A complete low-power cochlear implant that requires no external hardware will be presented. The implant can be wirelessly charged and can operate for about eight hours on each charge. The implantable acoustic sensing is achieved by interfacing the SoC to a piezoelectric sensor that is mounted at the umbo of the malleus within the middle ear. The system enables system power scalability by scaling the number of spectral channels and uses energy-optimal stimulation waveform.  A system-level approach is used to achieve fully implanted operation using wireless charging.

About the speaker:

Anantha P. Chandrakasan received the B.S, M.S. and Ph.D. degrees in Electrical Engineering and Computer Sciences from the University of California, Berkeley, in 1989, 1990, and 1994 respectively. Since September 1994, he has been with the Massachusetts Institute of Technology, Cambridge, where he is currently the Joseph F. and Nancy P. Keithley Professor of Electrical Engineering.

He was a co-recipient of several awards including the 1993 IEEE Communications Society's Best Tutorial Paper Award, the IEEE Electron Devices Society's 1997 Paul Rappaport Award for the Best Paper in an EDS publication during 1997, the 1999 DAC Design Contest Award, the 2004 DAC/ISSCC Student Design Contest Award, the 2007 ISSCC Beatrice Winner Award for Editorial Excellence and the ISSCC Jack Kilby Award for Outstanding Student Paper (2007, 2008, 2009). He received the 2009 Semiconductor Industry Association (SIA) University Researcher Award. He is the recipient of the 2013 IEEE Donald O. Pederson Award in Solid-State Circuits.

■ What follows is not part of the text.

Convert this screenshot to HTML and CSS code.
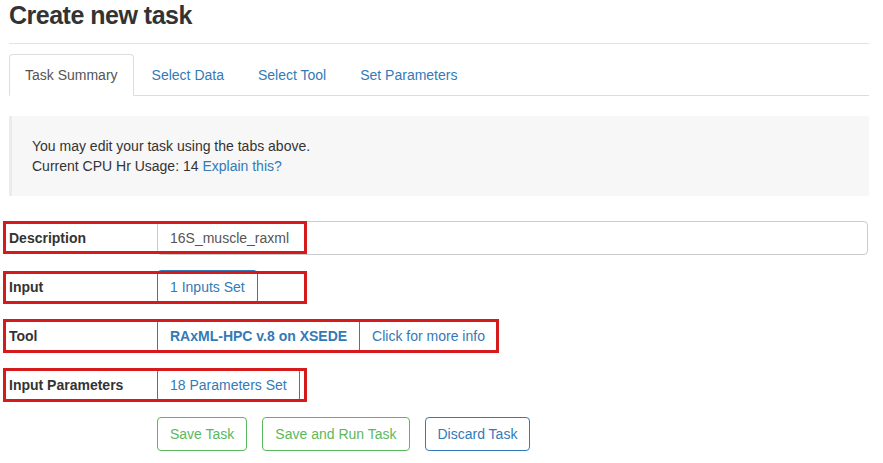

His research interests include micro-power digital and mixed-signal integrated circuit design, wireless microsensor system design, portable multimedia devices, energy efficient radios and emerging technologies. He is a co-author of Low Power Digital CMOS Design (Kluwer Academic Publishers, 1995),  Digital Integrated Circuits (Pearson Prentice-Hall, 2003, 2nd edition), and Sub-threshold Design for Ultra-Low Power Systems (Springer 2006). He is also a co-editor of Low Power CMOS Design (IEEE Press, 1998), Design of High-Performance Microprocessor Circuits (IEEE Press, 2000), and Leakage in Nanometer CMOS Technologies (Springer, 2005).

He has served as a technical program co-chair for the 1997 International Symposium on Low Power Electronics and Design (ISLPED), VLSI Design '98, and the 1998 IEEE Workshop on Signal Processing Systems. He was the Signal Processing Sub-committee Chair for ISSCC 1999-2001, the Program Vice-Chair for ISSCC 2002, the Program Chair for ISSCC 2003, the Technology Directions Sub-committee Chair for ISSCC 2004-2009, and the Conference Chair for ISSCC 2010-2014. He is the Conference Chair for ISSCC 2015. He was an Associate Editor for the IEEE Journal of Solid-State Circuits from 1998 to 2001. He served on SSCS AdCom from 2000 to 2007 and he was the meetings committee chair from 2004 to 2007. He was the Director of the MIT Microsystems Technology Laboratories from 2006 to 2011. Since July 2011, he is the Head of the MIT EECS Department.